Un elemento clave para alcanzar este acuerdo ha sido el tono distendido y dialoguista del presidente iraní, Hasan Rohani, que ha permitido transformar los puños en apretones de mano entre los representantes del principal exponente del “Eje del Mal” y del “Gran Satanás”. No es poco.
Sin embargo, conviene ser cautos y no caer presos del triunfalismo. No sólo habrá que verificar la marcha del acuerdo, sino que es preciso tener presente que tanto en Irán como en los Estados Unidos, en Arabia Saudita e Israel hay quienes, por diferentes razones, están dispuestos a torpedearlo. La situación es bastante más compleja que la eterna oposición entre defensores de la paz y el diálogo, que los hay, y los partidarios del uso de la fuerza para imponer hegemonías ideológicas o religiosas.
En este juego de ajedrez, tras la cuestión del programa nuclear de Irán operan diferentes intereses con capacidad de influir. Desde los lobby del aparato industrial y militar, a los grupos de pensamientos que pretenden imponer su hegemonía, sea ésta inspirada en algunas corrientes islámicas, en el estilo de vida occidental o en la seguridad nacional. Son precisamente estos intereses los que raramente evidencian el formal y, a menudo, edulcorado lenguaje diplomático.
La polémica acerca del programa nuclear iraní, más que un tema militar, oculta en realidad la oposición a que el país persa se consolide como potencia regional en la zona de Medio Oriente y Asia Central. Israel no niega ni confirma disponer un número de armas nucleares, que algunos expertos cuentan por centenares. Hay fuertes sospechas de que Arabia Saudita también haya conseguido armarse nuclearmente, con la colaboración de Pakistán. La alianza entre estos países y los Estados Unidos, ante un eventual ataque nuclerar iraní, dejaría el país en cenizas y sería un verdadero suicidio.
Israel, con el argumento de su seguridad, aspira a ejercer el control en Medio Oriente, y el surgimiento de Irán como potencia contrasta con su objetivo. No por nada el gobierno del primer ministro Benjamín Netanyahu ha analizado la hipótesis de un ataque preventivo contra el país persa, sin el consentimiento y en contra de la Casa Blanca, aunque la inteligencia y los estamentos militares lo han desaconsejado. Netanyahu considera un “error histórico” el acuerdo con Teherán.
Al respecto, una curiosa alineación se ha dado entre Arabia Saudita y Tel Aviv. La monarquía saudí anunció la apertura de su espacio aéreo en caso de un ataque preventivo israelí hacia Irán contra objetivos del programa nuclear.

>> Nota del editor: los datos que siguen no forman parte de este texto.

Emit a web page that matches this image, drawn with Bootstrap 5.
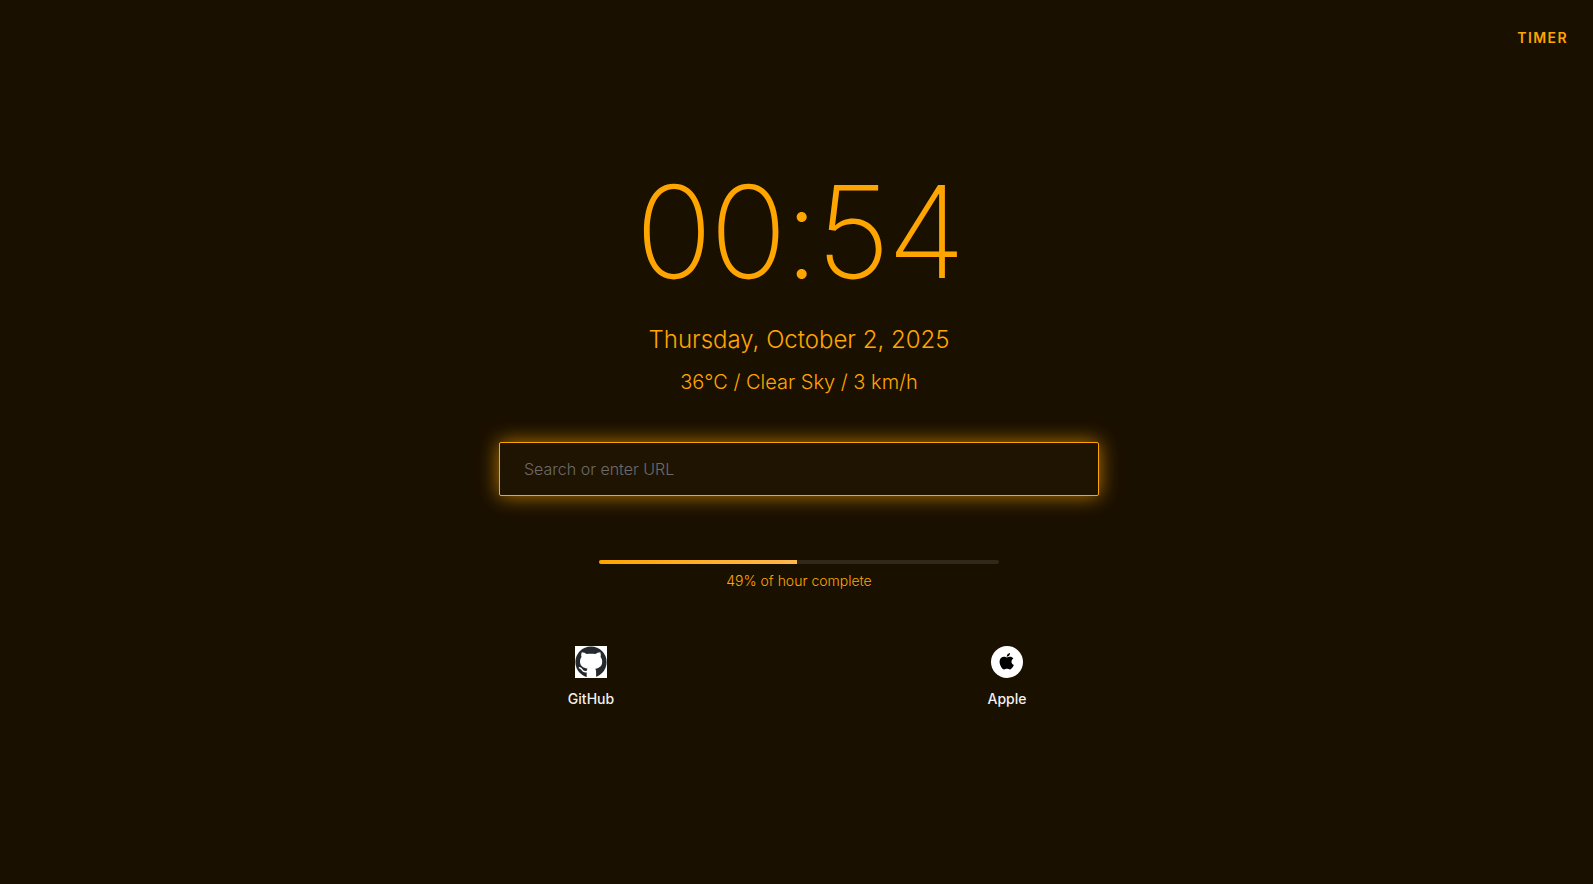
<!DOCTYPE html>
<html lang="en">
<head>
<meta charset="utf-8">
<meta name="viewport" content="width=device-width, initial-scale=1">
<title>New Tab</title>
<link href="https://cdn.jsdelivr.net/npm/bootstrap@5.3.0/dist/css/bootstrap.min.css" rel="stylesheet">
<style>
body{background:#1a1000;color:#ffa500;font-family:Inter,sans-serif}
.timer-btn,.timer-btn:hover{color:#ffa500;font-size:14px;font-weight:600;letter-spacing:.1em;line-height:20px;padding:4px 1px}
.start-page{padding:0 16px 60px 21px}
.clock{font-size:128px;font-weight:200;line-height:128px;letter-spacing:-3px;margin-bottom:26px}
.date-line{font-size:24px;line-height:36px;font-weight:300}
.weather{font-size:20px;line-height:32px;font-weight:300;margin-bottom:44px}
.search-form{width:100%;max-width:600px;margin-bottom:64px}
.search-box,.search-box:focus{height:54px;padding:0 24px;background:#1f1402;border:1px solid #ffa500;border-radius:2px;font-size:16px;font-weight:300;color:#fff;box-shadow:0 0 20px rgba(255,165,0,.7)}
.search-box::placeholder{color:#6c6b69}
.hour-meter{width:100%;max-width:400px;margin-bottom:56px}
.hour-track{height:4px;background:#31281a;border-radius:2px}
.hour-fill{background:linear-gradient(90deg,#ffa500,#ffb84d)}
.hour-label{font-size:14px;line-height:18px;font-weight:300}
.shortcuts{width:100%;max-width:816px}
.shortcut{color:#f0efed;font-size:14px;font-weight:500;line-height:18px;gap:12px}
</style>
</head>
<body class="min-vh-100 d-flex flex-column">
<header class="d-flex justify-content-end px-4 pt-4">
  <button class="btn border-0 timer-btn" type="button">TIMER</button>
</header>
<main class="start-page flex-grow-1 d-flex flex-column align-items-center justify-content-center text-center">
  <h1 class="clock">00:54</h1>
  <p class="date-line mb-2">Thursday, October 2, 2025</p>
  <p class="weather">36°C / Clear Sky / 3 km/h</p>
  <form class="search-form">
    <input class="form-control search-box" type="text" aria-label="Search or enter URL" placeholder="Search or enter URL">
  </form>
  <section class="hour-meter">
    <div class="progress hour-track" role="progressbar" aria-label="Hour progress" aria-valuenow="49" aria-valuemin="0" aria-valuemax="100">
      <div class="progress-bar hour-fill" style="width:49.5%"></div>
    </div>
    <p class="hour-label mt-2 mb-0">49% of hour complete</p>
  </section>
  <nav class="shortcuts">
    <div class="row gx-3">
      <div class="col-6 d-flex justify-content-center">
        <a class="shortcut d-flex flex-column align-items-center text-decoration-none" href="#github">
          <svg width="32" height="32" viewBox="0 0 32 32" aria-hidden="true">
            <rect width="32" height="32" fill="#fff"/>
            <circle cx="16" cy="16" r="15.600" fill="#24292e"/>
            <path fill="#fff" d="M6.800 6.200c1.800 0 3.700 1 5 1.900 2.600-.6 5.900-.6 8.500 0 1.300-.9 3.200-1.900 5-1.900.7 1.900.6 3.700.3 4.800 1.100 1.400 1.600 2.800 1.600 4.700 0 4.300-2.600 6.300-7 7 .5.700.9 1.600.9 3V32H11.700V25.700c0-1.400.3-2.300.9-3-4.800-.7-7.600-2.900-7.600-7.100 0-1.800.5-3.200 1.500-4.600-.4-1.300-.4-3.100.3-4.800z"/>
            <path fill="none" stroke="#fff" stroke-width="1.500" stroke-linecap="round" d="M4.500 21.800c2.300.5 2.300 2.500 3.800 3.300 1.200.7 2.800.6 4 .3"/>
          </svg>
          <span>GitHub</span>
        </a>
      </div>
      <div class="col-6 d-flex justify-content-center">
        <a class="shortcut d-flex flex-column align-items-center text-decoration-none" href="#apple">
          <svg width="32" height="32" viewBox="0 0 32 32" aria-hidden="true">
            <circle cx="16" cy="16" r="16" fill="#fff"/>
            <path transform="translate(9.300 6.800)" d="M9.700 0.100c.1 1-.3 2-.9 2.700-.6.7-1.500 1.200-2.400 1.100-.1-.9.400-1.900.9-2.500.6-.7 1.600-1.200 2.400-1.300zM13.600 12.200c-.4.900-.6 1.300-1.100 2.100-.7 1.100-1.700 2.400-2.900 2.400-1.100 0-1.400-.7-2.900-.7s-1.800.7-2.900.7c-1.200 0-2.100-1.200-2.800-2.300-2-3-2.200-6.500-1-8.400.9-1.300 2.200-2.100 3.500-2.100s2.100.7 3.200.7c1 0 1.700-.7 3.200-.7 1.100 0 2.300.6 3.200 1.700-2.800 1.500-2.300 5.500.5 6.600z"/>
          </svg>
          <span>Apple</span>
        </a>
      </div>
    </div>
  </nav>
</main>
<script src="https://cdn.jsdelivr.net/npm/bootstrap@5.3.0/dist/js/bootstrap.bundle.min.js"></script>
</body>
</html>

Arabia Saudita está desilusionada con Washington y su clara voluntad de distender las relaciones con Teherán, como lo indican las cuatro reuniones secretas entre iraníes y estadounidenses previas al acuerdo de Ginebra. Esto echa por tierra el proyecto de debilitar la expasión de los chiítas (la corriente islámica mayoritaria en Irán), con la formación en la región de gobiernos clericales devotos a la corriente sunita del Islam predicada por los sauditas. Es en esta clave que debe leerse la fuerte intervención de los sauditas en el conflicto sirio, financiando armas y milicianos. En efecto, el único gran choque en este momento es entre sectores islamistas sunitas y chiítas.
La nueva estrategia de Washington, que en su país no recibe grandes apoyos, incluso en el partido Demócrata del presidente Barack Obama, y que encuentra la férrea resistencia de los republicanos, deja herida a Francia, luego de que París se tomara a pecho el criterio de intervención militar en Libia y en Siria. Washington considera que para mantener estable Medio Oriente no es suficiente el vínculo de Francia con Qatar, que llegó a financiar la campaña electoral del presidente François Hollande, y con Israel. Se necesita una potencia con capacidad de intervención, y ésta es... Rusia. En efecto, en Washington se considera que sus propias reservas de petróleo y gas no convencional convertirán al país en un exportador neto de combustibles, lo cual marca el comienzo de una nueva fase política que conduce a tomar distancia de Medio Oriente.
¿Estos cambios harán más segura la región? Sólo si el buen trigo de la cooperación entre países prevalece sobre la zizaña de los intereses económicos y pseudo religiosos
1- Estados Unidos, China, Rusia, Francia, Reino Unido y Alemania.